Die Schalen im Hof mögen Geschichte sein. Seine Traditionen hält das 142 Jahre alte Familienunternehmen aber immer noch in Ehren. Dazu gehört neben dem Hamburger Rotspon, für den die Weinhandlung bekannt ist, auch der Eierlikör. Die Osteredition hat es in Bergedorf zu Kultstatus gebracht, auch das Alsterhaus und verschiedene Wein- und Feinkosthändler setzen darauf. So gingen im vergangenen Jahr 12 500 Flaschen über den Tresen, rund 3000 Kunden hatten ihr Exemplar bereits Wochen vor Ostern bestellt. Das cremig gelbe Getränk liegt wieder im Trend: Während der gesamte Likörmarkt im Krisenjahr 2009 stagnierte, konnte der Absatz von Eierlikör nach Zahlen der Marktforschung Nielsen um fünf Prozent zulegen. Der deutsche Marktführer Verpoorten aus Bonn exportiert mittlerweile in 30 Länder der Welt, sein Umsatz wird auf rund 50 Millionen Euro geschätzt, Tendenz steigend. Im Vergleich dazu wirken die 15 000 Flaschen, die von Have in diesem Jahr verkaufen will, wie eine Marginalie. Trotzdem sind die Bergedorfer stolz, als älteste Hamburger Spirituosenmanufaktur in Familienbesitz eine Rolle für die Region zu spielen. Auch die Zahlen sprechen für sich. "Mit dem Eierlikör verdoppeln wir vor Ostern unsere Umsätze", sagt Christoph von Have.

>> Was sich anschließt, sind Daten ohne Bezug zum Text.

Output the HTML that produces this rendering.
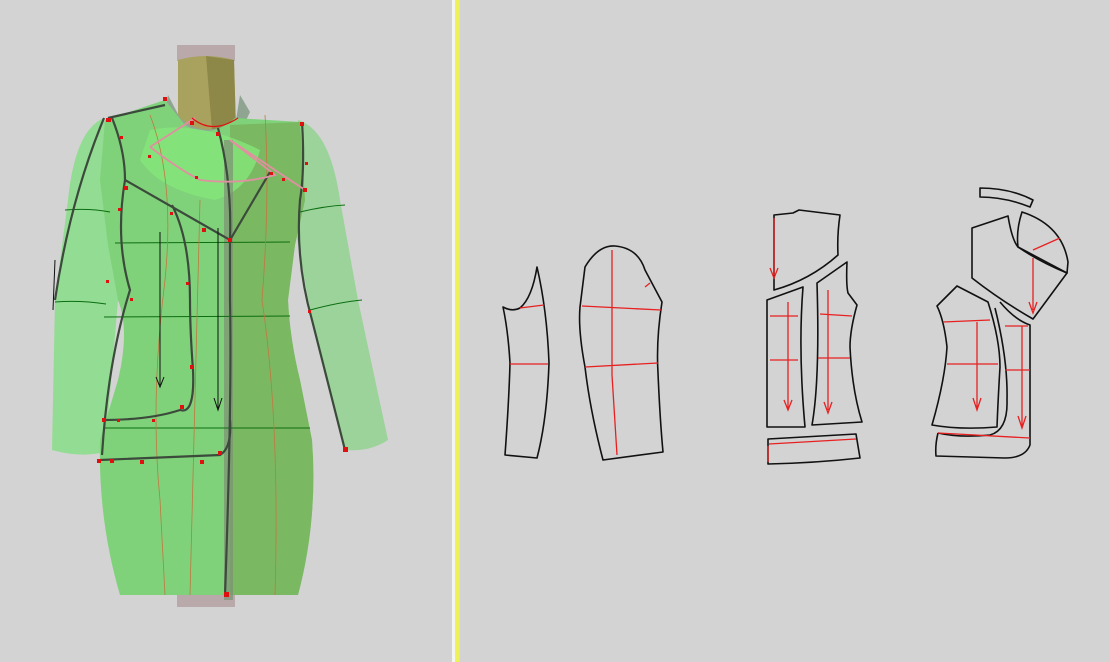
<!DOCTYPE html>
<html><head><style>
html,body{margin:0;padding:0;background:#d3d3d3;width:1109px;height:662px;overflow:hidden}
</style></head><body>
<svg width="1109" height="662" viewBox="0 0 1109 662" xmlns="http://www.w3.org/2000/svg">
<rect width="1109" height="662" fill="#d3d3d3"/>
<rect x="452" y="0" width="3" height="662" fill="#f4f4f0"/>
<rect x="455" y="0" width="4" height="662" fill="#eef25a"/>
<rect x="459" y="0" width="1" height="662" fill="#dfe3a0"/>

<!-- mannequin -->
<rect x="177" y="45" width="58" height="16" fill="#b9a9aa"/>
<rect x="177" y="595" width="58" height="12" fill="#b9a9aa"/>
<path d="M178 60 Q206 52 234 60 L236 130 L178 130 Z" fill="#a9a25f"/>
<path d="M206 56 L234 60 L236 130 L212 130 Z" fill="#8e8848"/>
<path d="M168 95 L180 118 Q205 140 236 120 L240 95 L250 112 L232 150 L200 150 L165 110 Z" fill="#8fa592"/>
<!-- left sleeve -->
<path d="M104 118 Q75 130 68 200 L55 300 L52 450 Q80 458 105 452 L118 300 L122 200 Z" fill="#8fdc8f" opacity="0.95"/>
<!-- right sleeve -->
<path d="M298 120 Q330 130 340 200 L358 300 L388 440 Q370 452 346 450 L312 320 L290 200 Z" fill="#9bd39b"/>
<!-- torso -->
<path d="M105 120 L165 100 L185 125 Q210 140 235 118 L300 122 L305 200 L295 245 L288 300 Q290 340 300 380 L312 440 Q318 520 298 595 L120 595 Q98 520 100 440 L118 380 Q130 330 118 300 L108 245 L100 180 Z" fill="#7fd27a"/>
<path d="M230 125 L300 122 L305 200 L295 245 L288 300 Q290 340 300 380 L312 440 Q318 520 298 595 L230 595 Z" fill="#7bb862"/>
<path d="M150 130 Q200 120 260 150 Q250 190 215 200 Q160 190 140 160 Z" fill="#86e67a" opacity="0.8"/>
<rect x="224" y="140" width="9" height="460" fill="#7d9075" opacity="0.7"/>
<!-- thin guide lines -->
<g fill="none" stroke="#0c6e10" stroke-width="1">
<path d="M65 210 Q90 208 110 212"/><path d="M300 212 Q325 206 345 205"/>
<path d="M55 302 Q80 300 106 304"/><path d="M310 310 Q340 302 362 300"/>
<path d="M115 243 L290 242"/><path d="M104 317 L290 316"/><path d="M105 428 L310 428"/>
</g>
<g fill="none" stroke="#c07840" stroke-width="0.8">
<path d="M150 115 Q175 180 165 280 Q150 400 160 500 L165 595"/>
<path d="M265 115 Q270 200 262 300 Q280 420 275 595"/>
<path d="M200 200 Q195 400 190 595"/>
</g>
<!-- dark seams -->
<g fill="none" stroke="#3c4a3c" stroke-width="2.2">
<path d="M108 118 L165 105"/>
<path d="M112 118 Q125 150 125 180 Q115 240 130 290 Q108 360 102 455"/>
<path d="M104 118 Q70 200 55 300"/>
<path d="M302 122 Q305 170 300 200 Q295 260 312 320 L345 450"/>
<path d="M125 180 L230 240 L270 172"/>
<path d="M172 205 Q190 240 190 300 Q190 330 193 370 Q195 415 180 410 Q150 420 102 420"/>
<path d="M218 128 Q232 180 230 240 L230 300 Q232 400 225 595"/>
<path d="M100 460 L220 455 Q232 448 230 420"/>
</g>
<g fill="none" stroke="#101010" stroke-width="1">
<path d="M160 232 L160 385 M156 377 L160 387 L164 377"/>
<path d="M218 228 L218 408 M214 398 L218 410 L222 398"/>
<path d="M55 260 L53 310"/>
</g>
<path d="M150 147 L195 118 M150 147 Q180 170 200 180 Q240 185 275 175 L230 140 L305 190" fill="none" stroke="#e090a0" stroke-width="1.8"/>
<path d="M192 118 Q212 135 238 118" fill="none" stroke="#e01010" stroke-width="1.2"/>
<g fill="#e01010">
<rect x="163" y="97" width="4" height="4"/><rect x="106" y="118" width="5" height="4"/><rect x="120" y="136" width="3" height="3"/>
<rect x="124" y="186" width="4" height="4"/><rect x="118" y="208" width="3" height="3"/><rect x="130" y="298" width="3" height="3"/>
<rect x="106" y="280" width="3" height="3"/><rect x="300" y="122" width="4" height="4"/><rect x="305" y="162" width="3" height="3"/>
<rect x="303" y="188" width="4" height="4"/><rect x="282" y="178" width="3" height="3"/><rect x="270" y="172" width="3" height="3"/>
<rect x="190" y="121" width="4" height="4"/><rect x="216" y="132" width="4" height="4"/><rect x="170" y="212" width="3" height="3"/>
<rect x="202" y="228" width="4" height="4"/><rect x="228" y="238" width="4" height="4"/><rect x="186" y="282" width="3" height="3"/>
<rect x="190" y="365" width="4" height="4"/><rect x="180" y="405" width="4" height="4"/><rect x="102" y="418" width="4" height="4"/>
<rect x="117" y="419" width="3" height="3"/><rect x="152" y="419" width="3" height="3"/><rect x="97" y="459" width="4" height="4"/>
<rect x="110" y="459" width="4" height="4"/><rect x="140" y="460" width="4" height="4"/><rect x="200" y="460" width="4" height="4"/>
<rect x="218" y="451" width="4" height="4"/><rect x="343" y="447" width="5" height="5"/><rect x="308" y="310" width="3" height="3"/>
<rect x="224" y="592" width="5" height="5"/><rect x="148" y="155" width="3" height="3"/><rect x="195" y="176" width="3" height="3"/>
</g>

<!-- pattern pieces -->
<g fill="none" stroke="#111" stroke-width="1.6" stroke-linejoin="round">
<path d="M503 307 Q512 312 520 308 Q532 298 537 267 Q547 310 549 363 Q547 420 537 458 L505 455 Q509 400 510 363 Q508 330 503 307 Z"/>
<path d="M585 267 Q598 245 615 246 Q638 248 645 270 L662 302 Q656 340 658 373 Q660 420 663 452 L603 460 Q590 410 585 367 Q578 330 580 307 Z"/>
<path d="M774 215 L793 213 L799 210 L840 215 Q837 235 838 255 Q810 280 774 290 Z"/>
<path d="M767 300 L803 287 Q798 350 805 427 L767 427 Z"/>
<path d="M817 283 L847 262 Q846 285 848 293 L857 305 Q850 330 850 347 Q852 390 862 422 L812 425 Q820 380 817 283 Z"/>
<path d="M768 439 L856 434 L860 458 Q815 463 768 464 Z"/>
<path d="M980 188 Q1010 188 1033 200 L1030 207 Q1005 197 980 197 Z"/>
<path d="M972 228 L1008 216 Q1012 240 1018 247 Q1040 262 1067 273 L1033 319 Q1000 300 972 278 Z"/>
<path d="M1022 212 Q1062 225 1068 262 L1067 273 L1018 247 Q1016 230 1022 212 Z"/>
<path d="M957 286 L988 302 Q1000 340 1000 367 Q998 400 997 427 Q960 430 932 425 Q945 380 947 347 Q944 320 937 306 Z"/>
<path d="M995 308 Q1008 360 1007 400 Q1008 430 990 435 Q960 438 938 433"/>
<path d="M1000 302 Q1015 320 1030 325 L1030 445 Q1025 458 1005 458 L936 456 Q935 445 938 433"/>
</g>
<g fill="none" stroke="#e82020" stroke-width="1.3">
<path d="M520 308 L544 305 M510 364 L548 364"/>
<path d="M612 250 L612 375 L617 455 M582 306 L661 310 M585 367 L658 363 M645 287 L650 283"/>
<path d="M774 218 L774 275 M770 268 L774 278 L778 268"/>
<path d="M770 316 L798 316 M770 360 L798 360 M788 302 L788 408 M784 400 L788 410 L792 400"/>
<path d="M820 314 L852 316 M818 358 L850 358 M828 290 L828 410 M824 402 L828 413 L832 402"/>
<path d="M769 444 L856 439 M768 446 L768 462"/>
<path d="M1033 250 L1060 238 M1033 258 L1033 310 M1029 302 L1033 313 L1037 302"/>
<path d="M943 322 L990 320 M947 364 L998 364 M977 322 L977 408 M973 398 L977 410 L981 398"/>
<path d="M1005 326 L1028 326 M1005 370 L1030 370 M1022 326 L1022 426 M1018 416 L1022 428 L1026 416"/>
<path d="M938 433 L1030 438"/>
</g>
</svg>
</body></html>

Im Keller der Weinhandlung beginnt traditionell genau vier Wochen vor den Feiertagen die Produktion. In den engen Gängen haben schon Generationen von Nachkömmlingen zwischen Weinkisten und Destillieranlagen gespielt. Hier hat der Firmengründer Johann Heinrich Christoph von Have um 1900 seinen Weingroßhandel zur Spirituosenmanufaktur erweitert und mit ersten Likörrezepten experimentiert. Im Zweiten Weltkrieg strömten die Nachbarn zu Dutzenden in die kühlen Kellerräume, um bei Fliegeralarm Schutz zu suchen.

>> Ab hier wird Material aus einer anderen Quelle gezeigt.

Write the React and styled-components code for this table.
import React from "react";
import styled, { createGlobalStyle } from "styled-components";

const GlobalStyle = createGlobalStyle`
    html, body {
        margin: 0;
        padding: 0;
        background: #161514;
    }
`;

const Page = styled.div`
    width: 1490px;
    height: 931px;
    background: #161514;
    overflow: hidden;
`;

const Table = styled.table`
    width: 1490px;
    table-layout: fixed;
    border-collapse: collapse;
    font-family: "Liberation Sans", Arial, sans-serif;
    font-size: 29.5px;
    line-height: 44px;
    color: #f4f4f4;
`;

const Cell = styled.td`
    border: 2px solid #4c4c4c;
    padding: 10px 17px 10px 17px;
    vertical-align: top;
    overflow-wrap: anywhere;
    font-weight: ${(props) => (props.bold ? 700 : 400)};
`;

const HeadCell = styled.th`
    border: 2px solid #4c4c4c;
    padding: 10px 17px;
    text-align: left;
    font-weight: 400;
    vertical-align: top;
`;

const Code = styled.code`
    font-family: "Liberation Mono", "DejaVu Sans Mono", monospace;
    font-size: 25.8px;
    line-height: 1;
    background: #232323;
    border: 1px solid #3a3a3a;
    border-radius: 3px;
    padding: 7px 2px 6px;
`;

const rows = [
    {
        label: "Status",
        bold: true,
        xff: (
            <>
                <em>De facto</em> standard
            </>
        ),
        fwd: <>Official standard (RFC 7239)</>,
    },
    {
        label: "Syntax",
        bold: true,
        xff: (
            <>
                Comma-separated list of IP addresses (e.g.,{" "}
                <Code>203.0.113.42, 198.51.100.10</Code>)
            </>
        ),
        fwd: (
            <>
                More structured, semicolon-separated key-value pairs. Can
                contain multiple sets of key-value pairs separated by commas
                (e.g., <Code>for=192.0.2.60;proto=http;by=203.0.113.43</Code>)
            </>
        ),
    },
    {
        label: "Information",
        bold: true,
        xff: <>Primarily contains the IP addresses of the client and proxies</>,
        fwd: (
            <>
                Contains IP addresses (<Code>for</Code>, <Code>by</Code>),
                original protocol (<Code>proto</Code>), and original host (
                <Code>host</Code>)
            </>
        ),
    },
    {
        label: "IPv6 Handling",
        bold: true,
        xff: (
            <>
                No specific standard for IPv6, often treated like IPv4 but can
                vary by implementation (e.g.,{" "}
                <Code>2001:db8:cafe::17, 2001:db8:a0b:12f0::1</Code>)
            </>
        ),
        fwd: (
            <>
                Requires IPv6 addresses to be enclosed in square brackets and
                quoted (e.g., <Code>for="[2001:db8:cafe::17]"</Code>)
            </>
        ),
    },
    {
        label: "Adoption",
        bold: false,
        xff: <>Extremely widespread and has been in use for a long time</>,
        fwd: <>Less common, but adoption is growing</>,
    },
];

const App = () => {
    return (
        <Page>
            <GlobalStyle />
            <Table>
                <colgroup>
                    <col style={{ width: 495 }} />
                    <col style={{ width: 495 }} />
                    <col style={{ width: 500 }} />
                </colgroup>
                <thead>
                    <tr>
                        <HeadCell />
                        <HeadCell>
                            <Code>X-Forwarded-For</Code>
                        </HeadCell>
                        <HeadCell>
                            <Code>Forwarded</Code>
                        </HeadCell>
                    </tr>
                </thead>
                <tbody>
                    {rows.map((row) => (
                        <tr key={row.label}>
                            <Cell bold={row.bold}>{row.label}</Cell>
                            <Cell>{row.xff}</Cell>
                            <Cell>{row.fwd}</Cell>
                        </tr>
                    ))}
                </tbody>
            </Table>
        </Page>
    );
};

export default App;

Seitdem hat sich nur wenig verändert: Die hölzernen Fässer mit Weinbrand, Korn und Waldmeister-Wodka sind so alt wie die Firma selbst, die Decken niedrig und übersät von feuchten Flecken. Die Kerzenhalter an der Wand mussten vor Jahrzehnten unromantischen Leuchtröhren weichen. Neben einer Destilliermaschine für Schnaps steht der Emulgator, ein moderner doppelwandiger Stahlbehälter. Aus Ei, Alkohol, Zucker, Wasser und Hitze entstehen hier in den Wochen vor Ostern 200 Liter Eierlikör am Tag. Von Hand wird das Gemisch mit einem Schneebesen umgerührt, in Flaschen abgefüllt, mit Deckel und Etikett versehen und mit einer Seilwinde von 1913 in den Laden über dem Keller gehievt. Flasche für Flasche, Tag für Tag, bis am Ostersonnabend alles ausverkauft ist.

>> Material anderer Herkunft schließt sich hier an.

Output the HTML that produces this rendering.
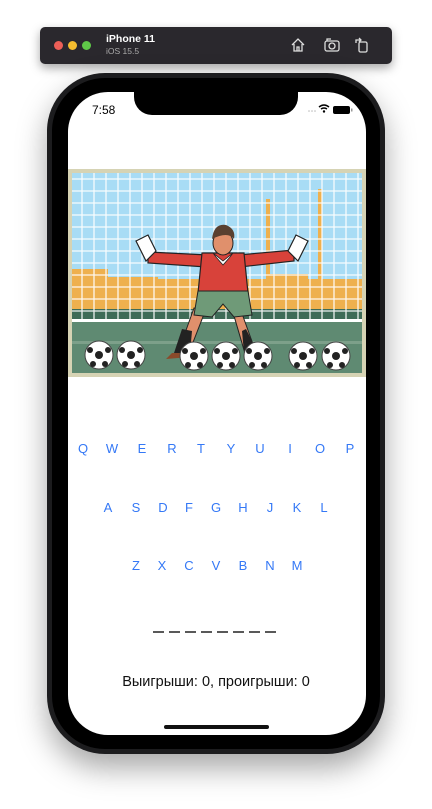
<!DOCTYPE html>
<html><head><meta charset="utf-8"><style>
html,body{margin:0;padding:0;width:432px;height:809px;background:#fff;overflow:hidden;font-family:"Liberation Sans",sans-serif;position:relative}
.tb{position:absolute;left:40px;top:27px;width:352px;height:37px;background:#2a282d;border-radius:5px;box-shadow:0 4px 10px rgba(0,0,0,.35)}
.dot{position:absolute;top:14px;width:9px;height:9px;border-radius:50%}
.phone{position:absolute;left:47px;top:73px;width:338px;height:681px;background:#1c1c1e;border-radius:58px;box-shadow:0 14px 30px rgba(0,0,0,.35)}
.inner{position:absolute;left:5px;top:5px;right:5px;bottom:5px;background:#000;border-radius:53px}
.screen{position:absolute;left:68px;top:92px;width:298px;height:643px;background:#fff;border-radius:40px;overflow:hidden}
.notch{position:absolute;left:134px;top:92px;width:164px;height:23px;background:#000;border-radius:0 0 18px 18px}
.k{position:absolute;color:#3478f6;font-size:13px;width:20px;text-align:center;margin-left:-10px}
</style></head><body>
<div class="tb">
<div class="dot" style="left:14px;background:#ec5f57"></div>
<div class="dot" style="left:28px;background:#f5bd2f"></div>
<div class="dot" style="left:42px;background:#5fc848"></div>
<div style="position:absolute;left:66px;top:6px;color:#fff;font-weight:bold;font-size:10.5px">iPhone 11</div>
<div style="position:absolute;left:66px;top:19px;color:#aaa;font-size:8.5px">iOS 15.5</div>
<svg style="position:absolute;left:250px;top:10px" width="90" height="16" viewBox="0 0 90 16" fill="none" stroke="#ddd" stroke-width="1.3">
<path d="M2 8 L8 2 L14 8 M4 7 V14 H12 V7 M7 14 V10 H9 V14"/>
<rect x="35" y="4" width="14" height="10" rx="2"/><circle cx="42" cy="9" r="3"/><path d="M37 4 V2 H41"/>
<rect x="69" y="5" width="8" height="10" rx="1.5"/><path d="M66 6 V3 H71 M69 1 L71 3 L69 5"/>
</svg>
</div>
<div class="phone"><div class="inner"></div></div>
<div class="screen">
<svg style="position:absolute;left:0;top:77px" width="298" height="208" viewBox="0 0 298 208">
<rect width="298" height="208" fill="#d6d3b4"/>
<rect x="4" y="4" width="290" height="200" fill="#a8dcf5"/>
<path d="M4 100 H40 V108 H90 V110 H200 V105 H240 V110 H294 V150 H4Z" fill="#eeb04e"/>
<rect x="198" y="30" width="4" height="80" fill="#eeb04e"/><rect x="250" y="20" width="4" height="90" fill="#eeb04e"/>
<rect x="4" y="140" width="290" height="12" fill="#3e6b57"/>
<rect x="4" y="150" width="290" height="54" fill="#5f8a72"/>
<rect x="4" y="150" width="290" height="3" fill="#fff"/>
<rect x="4" y="172" width="290" height="3" fill="#7da08a"/>
<g stroke="#fff" stroke-width="1.3" opacity=".9">
<path d="M4 10 H294 M4 22 H294 M4 34 H294 M4 46 H294 M4 58 H294 M4 70 H294 M4 82 H294 M4 94 H294 M4 106 H294 M4 118 H294 M4 130 H294 M4 142 H294"/>
<path d="M14 4V150 M26 4V150 M38 4V150 M50 4V150 M62 4V150 M74 4V150 M86 4V150 M98 4V150 M110 4V150 M122 4V150 M134 4V150 M146 4V150 M158 4V150 M170 4V150 M182 4V150 M194 4V150 M206 4V150 M218 4V150 M230 4V150 M242 4V150 M254 4V150 M266 4V150 M278 4V150 M290 4V150"/>
</g>
<path d="M126 139 L112 178 L122 181 L138 140Z M172 139 L186 178 L176 181 L164 140Z" fill="#e0906c" stroke="#222"/>
<path d="M114 160 L106 184 L122 184 L124 162Z M178 160 L190 184 L176 184 L174 162Z" fill="#222"/>
<path d="M104 184 L122 184 L122 188 L98 190Z M176 184 L194 184 L200 190 L176 188Z" fill="#8a4a2a"/>
<path d="M80 83 L140 86 L138 98 L80 94Z" fill="#d8423a" stroke="#222" stroke-width="1.2"/>
<path d="M226 81 L170 86 L172 98 L226 92Z" fill="#d8423a" stroke="#222" stroke-width="1.2"/>
<path d="M134 84 H176 L180 124 H130Z" fill="#d8423a" stroke="#222" stroke-width="1.2"/>
<path d="M145 84 L155 92 L165 84 L162 88 L155 96 L148 88Z" fill="#fff" stroke="#222" stroke-width=".8"/>
<path d="M130 122 H180 L184 146 L166 148 L155 135 L144 148 L126 146Z" fill="#6f9a78" stroke="#222"/>
<ellipse cx="155" cy="74" rx="10" ry="12" fill="#e0906c" stroke="#222"/>
<path d="M144 70 Q146 54 158 56 Q168 60 166 70 Q160 62 144 70Z" fill="#5a4030"/>
<path d="M68 72 L80 66 L88 82 L78 92Z M240 72 L228 66 L220 82 L230 92Z" fill="#fff" stroke="#222" stroke-width="1.2"/>
<g fill="#fff" stroke="#444">
<circle cx="31" cy="186" r="14"/><circle cx="63" cy="186" r="14"/><circle cx="126" cy="187" r="14"/><circle cx="158" cy="187" r="14"/><circle cx="190" cy="187" r="14"/><circle cx="235" cy="187" r="14"/><circle cx="268" cy="187" r="14"/>
</g>
<g fill="#222">
<g id="p"><circle cx="31" cy="186" r="4"/><circle cx="22" cy="181" r="3"/><circle cx="40" cy="181" r="3"/><circle cx="25" cy="195" r="3"/><circle cx="37" cy="195" r="3"/></g>
<use href="#p" x="32"/><use href="#p" x="95" y="1"/><use href="#p" x="127" y="1"/><use href="#p" x="159" y="1"/><use href="#p" x="204" y="1"/><use href="#p" x="237" y="1"/>
</g>
</svg>
</div>
<div class="notch"></div>
<div style="position:absolute;left:92px;top:103px;font-size:12px;color:#000">7:58</div>
<svg style="position:absolute;left:308px;top:104px" width="48" height="10" viewBox="0 0 48 10">
<g fill="#bbb"><circle cx="1" cy="7" r="0.8"/><circle cx="4" cy="7" r="0.8"/><circle cx="7" cy="7" r="0.8"/></g>
<path d="M11 3 Q16 -1 21 3 M13 5 Q16 3 19 5" stroke="#000" stroke-width="1.5" fill="none"/><circle cx="16" cy="7.5" r="1.2"/>
<rect x="25" y="2" width="17" height="8" rx="2" fill="#000"/><rect x="43" y="4.5" width="1.5" height="3" fill="#999"/>
</svg>
<div class="k" style="left:83px;top:441px">Q</div><div class="k" style="left:112px;top:441px">W</div><div class="k" style="left:142px;top:441px">E</div><div class="k" style="left:172px;top:441px">R</div><div class="k" style="left:201px;top:441px">T</div><div class="k" style="left:231px;top:441px">Y</div><div class="k" style="left:260px;top:441px">U</div><div class="k" style="left:290px;top:441px">I</div><div class="k" style="left:320px;top:441px">O</div><div class="k" style="left:350px;top:441px">P</div>
<div class="k" style="left:108px;top:500px">A</div><div class="k" style="left:136px;top:500px">S</div><div class="k" style="left:163px;top:500px">D</div><div class="k" style="left:189px;top:500px">F</div><div class="k" style="left:216px;top:500px">G</div><div class="k" style="left:243px;top:500px">H</div><div class="k" style="left:270px;top:500px">J</div><div class="k" style="left:297px;top:500px">K</div><div class="k" style="left:324px;top:500px">L</div>
<div class="k" style="left:136px;top:558px">Z</div><div class="k" style="left:162px;top:558px">X</div><div class="k" style="left:189px;top:558px">C</div><div class="k" style="left:216px;top:558px">V</div><div class="k" style="left:243px;top:558px">B</div><div class="k" style="left:270px;top:558px">N</div><div class="k" style="left:297px;top:558px">M</div>
<svg style="position:absolute;left:152px;top:630px" width="128" height="4"><g stroke="#222" stroke-width="1.6"><path d="M1 2H12 M17 2H28 M33 2H44 M49 2H60 M65 2H76 M81 2H92 M97 2H108 M113 2H124"/></g></svg>
<div style="position:absolute;left:0;width:432px;top:674px;text-align:center;font-size:14.5px;color:#111">Выигрыши: 0, проигрыши: 0</div>
<div style="position:absolute;left:164px;top:725px;width:105px;height:4px;border-radius:2px;background:#111"></div>
</body></html>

In den übrigen Wochen des Jahres ist der Keller das Reich von Horst von Have, Christophs Vater und ältester Kellermeister in Norddeutschland. Mit 72 Jahren stellt er immer noch leidenschaftlich gern Liköre her. Kümmel, Orange, Kaffee, Kräuter, Melone - die von Haves sind erfinderisch, wenn es darum geht, das Sortiment auszuweiten. Das war schon beim Großvater so, der bis zum Alter von 85 Jahren hinter der Ladentheke stand. Im Durchhaltevermögen sieht Horst von Have das Erfolgsrezept seiner Familie: "Wir sind alle verkappte Preußen, sparsam und fleißig. Wenn ich einen Porsche fahren oder Golf spielen würde, hätte mein Vater mich wohl von der Erbschaft ausgeschlossen."

Das ist in der Familiengeschichte bislang aber noch nie passiert. Die Liebe zu Wein und Likör liegt offenbar allen Nachkömmlingen im Blut. Aber nur auf der geschäftlichen Ebene, versichern die von Haves: "Es hat noch nie einen Alkoholiker in unserer Familie gegeben."